History of Scotland
Rise of the House of Stewart:
Robert Stewart, maternal grandson of King Robert I, inherited the throne from David II in 1371. At this time, England still controlled large tracts of land in Lothian and the Border region. In addition to stopping trade with England and renewing the alliance with France, the king allowed his earls to engage the English in battles in occupied zones to regain their lands. He was, however, unwilling to commit the whole of Scotland to war, and these areas remained contested.
King Robert II's style of rule was marked by his delegation of authority to his most powerful sons and earls. While this allowed Robert to maintain influence over eight of the fifteen earldoms in Scotland, either through his sons or his sons-in-law, it also marked a decentralizing shift in power.

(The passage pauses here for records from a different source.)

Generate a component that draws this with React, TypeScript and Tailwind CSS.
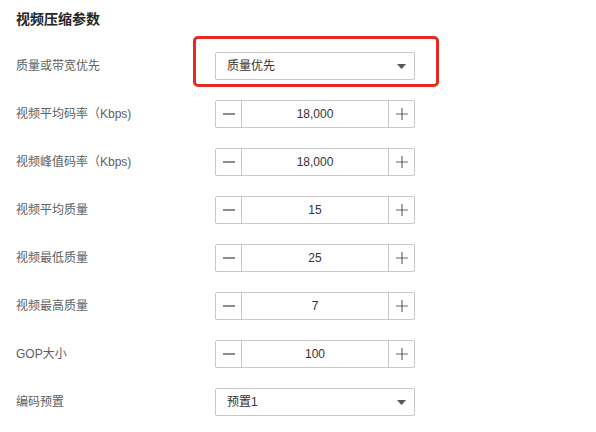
import React from 'react';

const FONT = "font-['Liberation_Sans','Noto_Sans_CJK_SC',sans-serif]";

function Caret() {
  return (
    <svg width="9" height="5" viewBox="0 0 9 5" className="shrink-0">
      <path d="M0 0 H9 L4.5 5 Z" fill="#555" />
    </svg>
  );
}

function Select({ value }: { value: string }) {
  return (
    <div className="flex h-[28px] w-[200px] items-center justify-between rounded-[2px] border border-[#c8c8c8] bg-white pl-[11px] pr-[8px] text-[12px] text-[#333]">
      <span>{value}</span>
      <Caret />
    </div>
  );
}

function Stepper({ value }: { value: string }) {
  return (
    <div className="flex h-[28px] w-[200px] rounded-[2px] border border-[#c8c8c8] bg-white text-[12px] text-[#333]">
      <div className="flex w-[26px] items-center justify-center border-r border-[#c8c8c8]">
        <svg width="12" height="12" viewBox="0 0 12 12">
          <path d="M0 6 H12" stroke="#666" strokeWidth="1.5" />
        </svg>
      </div>
      <div className="flex flex-1 items-center justify-center">{value}</div>
      <div className="flex w-[26px] items-center justify-center border-l border-[#c8c8c8]">
        <svg width="12" height="12" viewBox="0 0 12 12">
          <path d="M0 6 H12 M6 0 V12" stroke="#666" strokeWidth="1.2" />
        </svg>
      </div>
    </div>
  );
}

function Row({ label, children }: { label: string; children: React.ReactNode }) {
  return (
    <div className="flex h-[28px] items-center">
      <div className="w-[199px] text-[12px] text-[#606060]">{label}</div>
      {children}
    </div>
  );
}

const steppers = [
  { label: '视频平均码率（Kbps)', value: '18,000' },
  { label: '视频峰值码率（Kbps)', value: '18,000' },
  { label: '视频平均质量', value: '15' },
  { label: '视频最低质量', value: '25' },
  { label: '视频最高质量', value: '7' },
  { label: 'GOP大小', value: '100' },
];

export default function App() {
  return (
    <div className={`${FONT} h-[432px] w-[596px] bg-white pl-4 pt-[10px]`}>
      <div className="h-[18px] text-[14px] font-bold leading-[18px] text-[#252525]">视频压缩参数</div>

      <div className="mt-[24px] flex flex-col gap-[20px]">
        <Row label="质量或带宽优先">
          <div className="relative">
            {/* red highlight annotation */}
            <div className="pointer-events-none absolute -left-[22px] -right-[24px] -top-[16px] -bottom-[7px] rounded-[5px] border-[3px] border-[#e42a22]" />
            <Select value="质量优先" />
          </div>
        </Row>

        {steppers.map(s => (
          <Row key={s.label} label={s.label}>
            <Stepper value={s.value} />
          </Row>
        ))}

        <Row label="编码预置">
          <Select value="预置1" />
        </Row>
      </div>
    </div>
  );
}
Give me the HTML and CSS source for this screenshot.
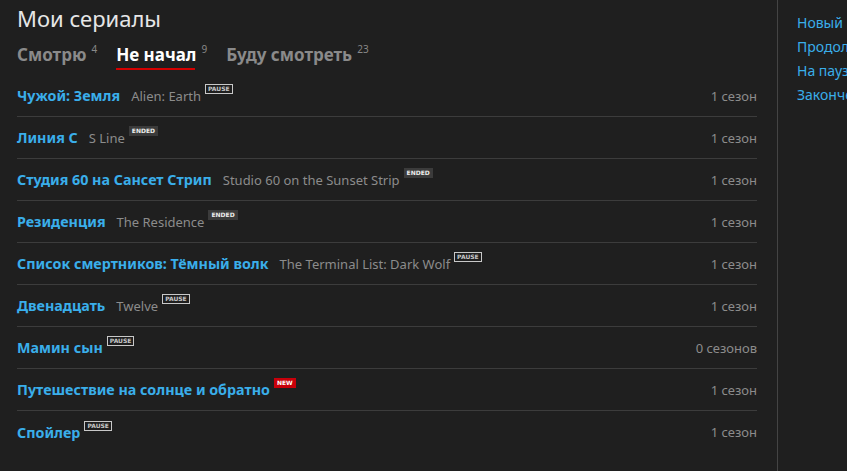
FILE: index.html
```html
<!DOCTYPE html>
<html lang="ru">
<head>
<meta charset="utf-8">
<title>Мои сериалы</title>
<link rel="stylesheet" href="styles.css">
</head>
<body>
<div class="layout">
  <main class="main">
    <h1 class="title">Мои сериалы</h1>
    <nav class="tabs">
      <a class="tab">Смотрю<sup class="count">4</sup></a>
      <a class="tab active">Не начал<sup class="count">9</sup></a>
      <a class="tab">Буду смотреть<sup class="count">23</sup></a>
    </nav>
    <ul class="list">
      <li class="row"><div class="names"><a class="name">Чужой: Земля</a><span class="orig">Alien: Earth</span><span class="badge pause">PAUSE</span></div><span class="seasons">1 сезон</span></li>
      <li class="row"><div class="names"><a class="name">Линия С</a><span class="orig">S Line</span><span class="badge ended">ENDED</span></div><span class="seasons">1 сезон</span></li>
      <li class="row"><div class="names"><a class="name">Студия 60 на Сансет Стрип</a><span class="orig">Studio 60 on the Sunset Strip</span><span class="badge ended">ENDED</span></div><span class="seasons">1 сезон</span></li>
      <li class="row"><div class="names"><a class="name">Резиденция</a><span class="orig">The Residence</span><span class="badge ended">ENDED</span></div><span class="seasons">1 сезон</span></li>
      <li class="row"><div class="names"><a class="name">Список смертников: Тёмный волк</a><span class="orig">The Terminal List: Dark Wolf</span><span class="badge pause">PAUSE</span></div><span class="seasons">1 сезон</span></li>
      <li class="row"><div class="names"><a class="name">Двенадцать</a><span class="orig">Twelve</span><span class="badge pause">PAUSE</span></div><span class="seasons">1 сезон</span></li>
      <li class="row"><div class="names"><a class="name">Мамин сын</a><span class="badge pause">PAUSE</span></div><span class="seasons">0 сезонов</span></li>
      <li class="row"><div class="names"><a class="name">Путешествие на солнце и обратно</a><span class="badge new">NEW</span></div><span class="seasons">1 сезон</span></li>
      <li class="row"><div class="names"><a class="name">Спойлер</a><span class="badge pause">PAUSE</span></div><span class="seasons">1 сезон</span></li>
    </ul>
  </main>
  <aside class="side">
    <a class="side-link">Новый</a>
    <a class="side-link">Продолжается</a>
    <a class="side-link">На паузе</a>
    <a class="side-link">Закончен</a>
  </aside>
</div>
</body>
</html>
```
FILE: styles.css
```css
* { box-sizing: border-box; }
html, body { margin: 0; padding: 0; }
body {
  background: #1f1f1f;
  color: #ddd;
  font-family: "Noto Sans", "Open Sans", sans-serif;
  overflow: hidden;
  height: 471px;
}
.layout {
  display: flex;
  height: 471px;
}
.main {
  width: 778px;
  flex: none;
  border-right: 1px solid #444;
  padding: 0 20px 0 17px;
}
.title {
  margin: 0;
  padding-top: 1px;
  font-size: 22px;
  font-weight: 400;
  line-height: 34px;
  color: #e6e6e6;
}
.tabs {
  display: flex;
  gap: 19px;
  margin-top: 9px;
  height: 31px;
}
.tab {
  font-size: 17px;
  font-weight: 700;
  color: #8a8a8a;
  line-height: 22px;
  position: relative;
}
.tab.active { color: #fff; }
.tab.active::after {
  content: "";
  position: absolute;
  left: 0;
  right: 12px;
  top: 24px;
  height: 2px;
  background: #d40000;
}
.count {
  font-size: 10px;
  font-weight: 400;
  color: #888;
  margin-left: 5px;
  vertical-align: 8px;
  line-height: 0;
}
.list {
  list-style: none;
  margin: 0;
  padding: 0;
}
.row {
  display: flex;
  justify-content: space-between;
  align-items: center;
  height: 42px;
  border-bottom: 1px solid #3c3c3c;
}
.row:last-child { border-bottom: none; }
.names {
  display: flex;
  align-items: center;
}
.name {
  font-size: 14.3px;
  font-weight: 700;
  color: #3aaeea;
}
.orig {
  font-size: 13px;
  color: #8c8c8c;
  margin-left: 11px;
}
.badge {
  font-size: 6px;
  font-weight: 700;
  line-height: 8px;
  padding: 0 2px;
  margin-left: 4px;
  align-self: flex-start;
  margin-top: -2px;
  font-family: "DejaVu Sans", sans-serif;
}
.badge.pause {
  border: 1px solid #c8c8c8;
  color: #c8c8c8;
}
.badge.ended {
  background: #3b3b3b;
  color: #eee;
  padding: 1px 3px;
}
.badge.new {
  background: #c8000a;
  color: #fff;
  padding: 1px 3px;
}
.seasons {
  font-size: 13px;
  color: #8c8c8c;
}
.side {
  display: flex;
  flex-direction: column;
  padding: 11px 0 0 19px;
  white-space: nowrap;
  overflow: hidden;
}
.side-link {
  font-size: 14px;
  line-height: 24px;
  color: #3aaeea;
}
```
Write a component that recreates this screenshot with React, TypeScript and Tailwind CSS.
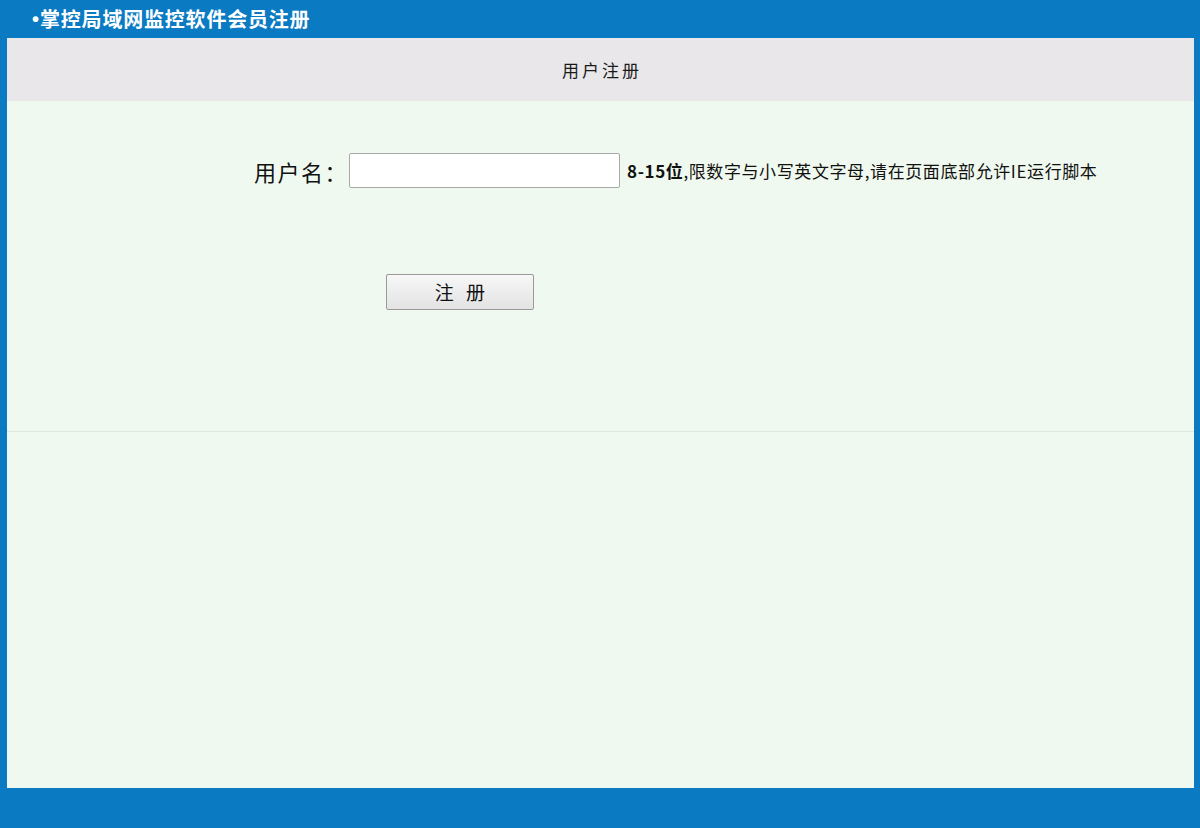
export default function App() {
  const cjk = { fontFamily: '"Noto Sans CJK SC", "Noto Sans", sans-serif' };
  return (
    <div className="flex h-[828px] w-[1200px] flex-col bg-[#0a7bc3]" style={cjk}>
      <div className="flex h-[38px] items-center pl-[32px] text-[20px] font-bold leading-none text-white">
        <span className="mr-[1px] font-['Liberation_Sans',sans-serif]">•</span>
        <span className="tracking-[0.8px]">掌控局域网监控软件会员注册</span>
      </div>

      <div className="ml-[7px] mr-[6px] flex flex-1 flex-col bg-[#f0f9ef]">
        <div className="flex h-[63px] items-center justify-center bg-[#e9e7ea] pl-[3px] text-[17px] tracking-[3px] text-[#1a1a1a]">
          用户注册
        </div>

        <div className="h-[331px] border-b border-[#dfe8dd] pt-[52px]">
          <div className="flex items-center pl-[247px]">
            <label className="w-[95px] text-[22px] leading-none tracking-[1.5px] text-[#111]">用户名：</label>
            <input
              type="text"
              className="h-[35px] w-[271px] rounded-[2px] border border-[#a9a9a9] bg-white px-1 outline-none"
            />
            <span className="ml-[7px] text-[17px] tracking-[0.6px] text-[#111]">
              <b className="font-bold">8-15位</b>,限数字与小写英文字母,请在页面底部允许IE运行脚本
            </span>
          </div>

          <div className="mt-[86px] pl-[379px]">
            <button
              type="button"
              className="h-[36px] w-[148px] rounded-[2px] border border-[#9a9a9a] bg-gradient-to-b from-[#f7f7f7] to-[#e3e3e3] pl-[4px] text-[19px] tracking-[4px] text-[#111]"
            >
              注 册
            </button>
          </div>
        </div>

        <div className="flex-1" />
      </div>

      <div className="h-[40px]" />
    </div>
  );
}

Six different Stewart monarchs reigned throughout the fifteenth century, a relatively peaceful period of history that transitioned Scotland from the Middle Ages to the Renaissance. With the national revenue growing from wool and fish exports, the government was able to invest in the betterment of its people. Education and literacy, which had been spreading since the medieval period, flourished with the foundation of three major institutions of higher learning: the University of Glasgow, the University of St. Andrews, and King's College, Aberdeen. Parliament then passed Scotland's first compulsory education legislation in an effort to create a more responsive local legal system, which would lead to the improvement of judicial administration nation-wide. The Education Act of 1496 mandated that barons and wealthy landowners send their eldest sons to grammar school until they had perfected Latin, followed by three additional years of study in the arts and law. Nine years after the Education Act was passed, James IV granted a royal patent for the establishment of the country's first printing press.
Scotland and England opened the sixteenth century with a great stride forward in diplomatic relations. James IV of Scotland married Margaret Tudor, eldest daughter of Henry VII of England in 1503, ending centuries of Anglo-Scottish conflict with a wedding celebration. But the peace between England and Scotland lasted a mere decade. The strength of the Auld Alliance was greater than the marriage treaty, and James IV declared war on England after France turned to him for help during another stretch of the Hundred Years War. In an effort to divert Henry VIII's troops from their campaign against Louis XII, James met with the Earl of Surrey near Branxton, Northumberland, in September 1513. The Battle of Flodden Field was the largest battle in the history of Anglo-Scoto conflict, with each side bringing about twenty-five thousand troops, plus an additional five thousand knights supplied to Scotland by France.
Surrey did not realize how complete his victory had been until the day after battle; in all, about one-third of the Scottish army had been cut down. Among the ten to twelve thousand men counted among the dead were King James IV, nine earls, fourteen Lords of Parliament, several Highland chiefs, the Archbishop of St. Andrews, and other prominent churchmen. Tradition holds that every noble family in Scotland lost a member in that battle. Their memory is commemorated in the folk song, "Flowers of the Forest".